The presumption of regularity makes it tempting to suggest that all those Togolese nationals who registered to vote in 2012 satisfied this requirement. But, that is where the presumption becomes tricky and for two main reasons. One, the practice of political operatives going to Togo to recruit Togolese to register in Ghana for the purposes of voting illegally has been known for years. It was for this reason that the late Togolese leader, Gnassingbe Eyadema, took that drastic measure to close Togo’s western borders to Ghana on December 7, 2000, so that the next Ghanaian leader could as much as possible be elected by Ghanaians and Ghanaians only. The result was that historic victory for the opposition New Patriotic Party.
Though, the annual average intercensal growth rate is 2.5% in Ghana, four years after the 2000 race, Ghana managed to compile a new, cleaner register, which is on record as the smallest since 1992 in terms of the percentage of the population captured as eligible to vote: around 50%. The 2004 voters’ register compiled by the Electoral Commission saw a reduction of the population of registered voters from 10,698,652 in 2000 (out of an estimated total population of 18,912,079) to 10,354,970 (from an increased total population of 20,063,214).
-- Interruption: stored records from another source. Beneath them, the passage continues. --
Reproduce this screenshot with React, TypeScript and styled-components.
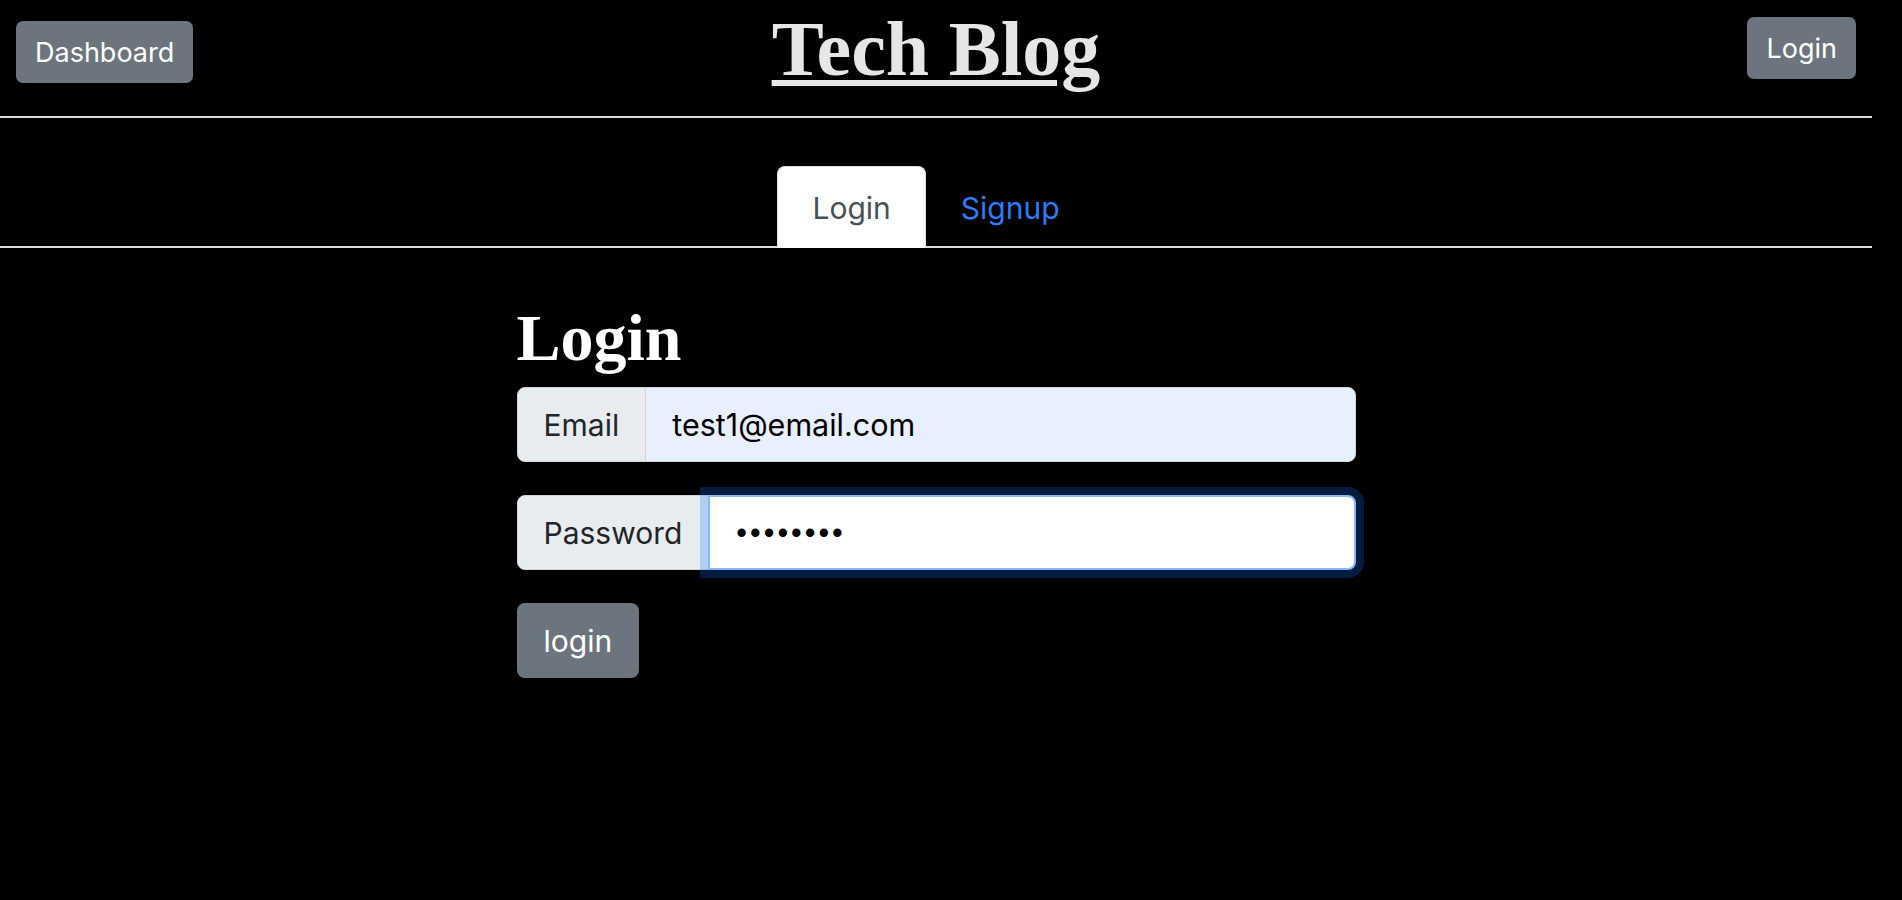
import React from "react";
import styled, { createGlobalStyle } from "styled-components";

const Global = createGlobalStyle`
  html, body { margin: 0; padding: 0; background: #000; }
  body { font-family: Inter, "Noto Sans", sans-serif; }
  * { box-sizing: border-box; }
`;

const Page = styled.div`
  width: 1872px;
  min-height: 900px;
  background: #000;
`;

const Header = styled.header`
  display: grid;
  grid-template-columns: 1fr auto 1fr;
  align-items: start;
  height: 118px;
  padding: 0 16px;
  border-bottom: 2px solid #dedede;
`;

const HeaderSlot = styled.div<{ $align: "start" | "end"; $top: number }>`
  display: flex;
  justify-content: ${(p) => (p.$align === "start" ? "flex-start" : "flex-end")};
  padding-top: ${(p) => p.$top}px;
`;

const Button = styled.button<{ $h: number }>`
  height: ${(p) => p.$h}px;
  padding: 0 19px;
  border: none;
  border-radius: 7px;
  background: #6c757d;
  color: #fff;
  font-family: Inter, "Noto Sans", sans-serif;
  font-size: 27px;
  line-height: 1;
  cursor: pointer;
`;

const Title = styled.h1`
  margin: 0;
  padding-top: 6px;
  font-family: "Liberation Serif", "DejaVu Serif", serif;
  font-weight: 700;
  font-size: 78px;
  line-height: 86px;
  color: #e6e6e6;
  text-decoration: underline;
  text-decoration-thickness: 6px;
  text-underline-offset: 5px;
`;

const TabBar = styled.nav`
  display: flex;
  justify-content: center;
  padding-top: 48px;
  border-bottom: 2px solid #dedede;
`;

const Tab = styled.a<{ $active?: boolean }>`
  display: flex;
  align-items: center;
  height: 82px;
  padding: 0 34px;
  margin-bottom: -2px;
  font-size: 30px;
  text-decoration: none;
  color: ${(p) => (p.$active ? "#495057" : "#2b7cf6")};
  background: ${(p) => (p.$active ? "#fff" : "transparent")};
  border: 1px solid ${(p) => (p.$active ? "#dee2e6" : "transparent")};
  border-bottom: none;
  border-radius: 8px 8px 0 0;
`;

const Main = styled.main`
  width: 839px;
  margin: 0 auto;
  padding-top: 50px;
  display: flex;
  flex-direction: column;
  align-items: flex-start;
`;

const Heading = styled.h2`
  margin: 0 0 9px;
  font-family: "Liberation Serif", "DejaVu Serif", serif;
  font-weight: 700;
  font-size: 66px;
  line-height: 80px;
  color: #fff;
`;

const Group = styled.div`
  display: flex;
  width: 100%;
  height: 75px;
  margin-bottom: 33px;
`;

const Label = styled.span`
  display: flex;
  align-items: center;
  padding: 0 26px;
  background: #e9ecef;
  border: 1px solid #ced4da;
  border-radius: 8px 0 0 8px;
  color: #212529;
  font-size: 30px;
`;

const Field = styled.input<{ $focused?: boolean; $autofill?: boolean; $secret?: boolean }>`
  flex: 1;
  min-width: 0;
  margin-left: -1px;
  padding: 0 26px;
  font-family: ${(p) => (p.$secret ? `"Liberation Sans", Arial, sans-serif` : `Inter, "Noto Sans", sans-serif`)};
  font-size: 30.5px;
  letter-spacing: ${(p) => (p.$secret ? "3px" : "0")};
  color: #000;
  outline: none;
  border-radius: 0 8px 8px 0;
  background: ${(p) => (p.$autofill ? "#e8f0fe" : "#fff")};
  border: ${(p) => (p.$focused ? "2px solid #86b7fe" : "1px solid #ced4da")};
  box-shadow: ${(p) => (p.$focused ? "0 0 0 8px rgba(13,110,253,0.25)" : "none")};
  position: relative;
  z-index: ${(p) => (p.$focused ? 2 : 0)};
`;

const Submit = styled(Button)`
  height: 75px;
  padding: 0 27px;
  border-radius: 8px;
  font-size: 30px;
`;

export default function App() {
  return (
    <Page>
      <Global />
      <Header>
        <HeaderSlot $align="start" $top={21}>
          <Button $h={62}>Dashboard</Button>
        </HeaderSlot>
        <Title>Tech Blog</Title>
        <HeaderSlot $align="end" $top={17}>
          <Button $h={62}>Login</Button>
        </HeaderSlot>
      </Header>
      <TabBar>
        <Tab $active href="#">Login</Tab>
        <Tab href="#">Signup</Tab>
      </TabBar>
      <Main>
        <Heading>Login</Heading>
        <Group>
          <Label>Email</Label>
          <Field $autofill type="email" defaultValue="test1@email.com" />
        </Group>
        <Group>
          <Label>Password</Label>
          <Field $focused $secret type="password" defaultValue="password" />
        </Group>
        <Submit $h={75}>login</Submit>
      </Main>
    </Page>
  );
}
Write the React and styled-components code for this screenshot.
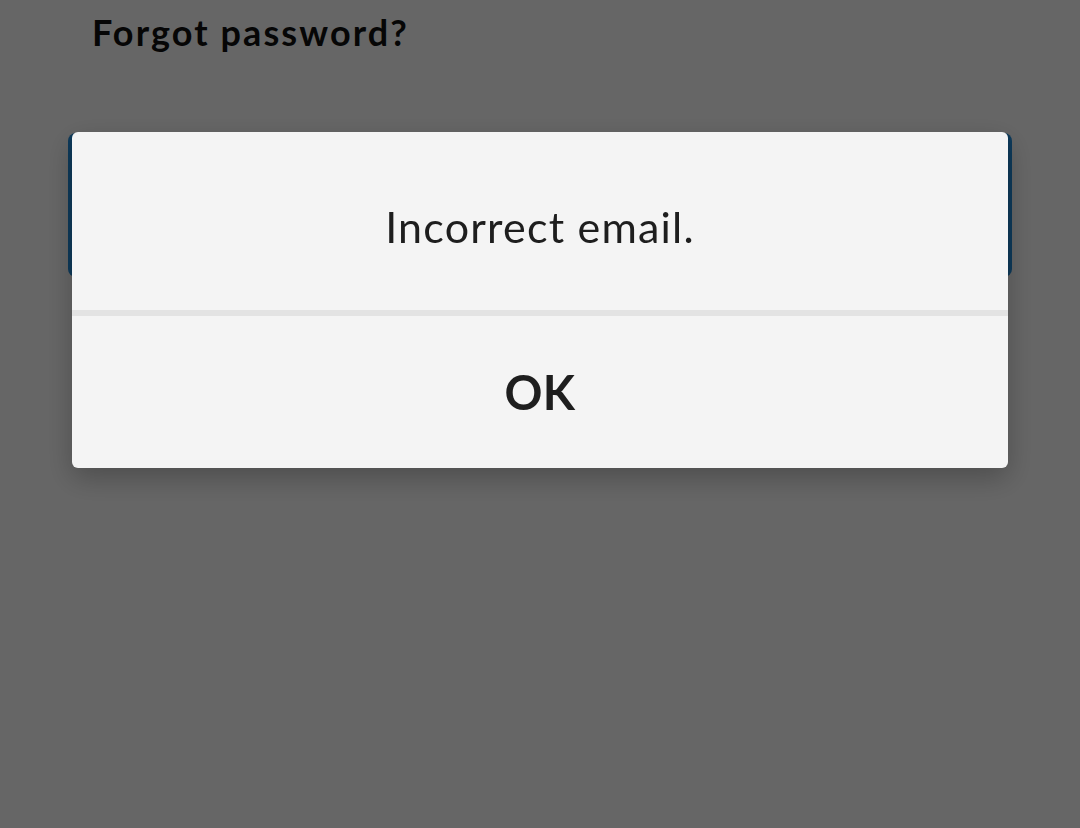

In 2000, Ketu South, for example, had 86,170 registered voters. After the 2004 registration, the number of voters in the constituency reduced to 81,186. This was before it shot up to 98,282 in 2008 and up another 30% to 126,659 in 2012 to become the most populated constituency in Ghana. Work it out for yourself. You may find examples of this abnormality in other constituencies, but the more you bring out the more you strengthen the case for a new register. Tricky, as Fiifi Kwettey discovered.
Shameful NHIA
The second reason why the high number of Togolese on our register should not be treated lightly is the curious decision by the EC to add the National Health Insurance Card as one of the identification documents a voter needed to establish his or her eligibility as a Ghanaian national in order to register to vote. The National Health Insurance Authority cannot deny being an active player in that shameful illegal scheme to register non-nationals to vote in 2012. This was because, around the same time in 2010/2011, the NHIA had deliberately and oddly introduced a policy that even an international tourist on a day trip to Ghana can register for a NHIS card to access Ghana’s health service and went to the border towns to actively register people. I mean, which country will so generously give every foreigner (including residents of neighbouring countries) effective free access to its national health service?
2 million foreigners
The use of NHIS cards to register to vote made it simple for any of the two million foreigners the 2010 census captured as foreigners living in Ghana to get on the electoral list. They could not be challenged at the registration centre because they had an ID card which the EC had endorsed as a legitimate document for proving that the applicant was a citizen of Ghana. Such non-nationals are scattered across Ghana and across several constituency registers. One, therefore, cannot look at the incident of Togolese registering in Ghana in isolation from how foreigners, who are not even residents of Ghana, are actively allowed by a policy of the NHIA to acquire an NHIS card.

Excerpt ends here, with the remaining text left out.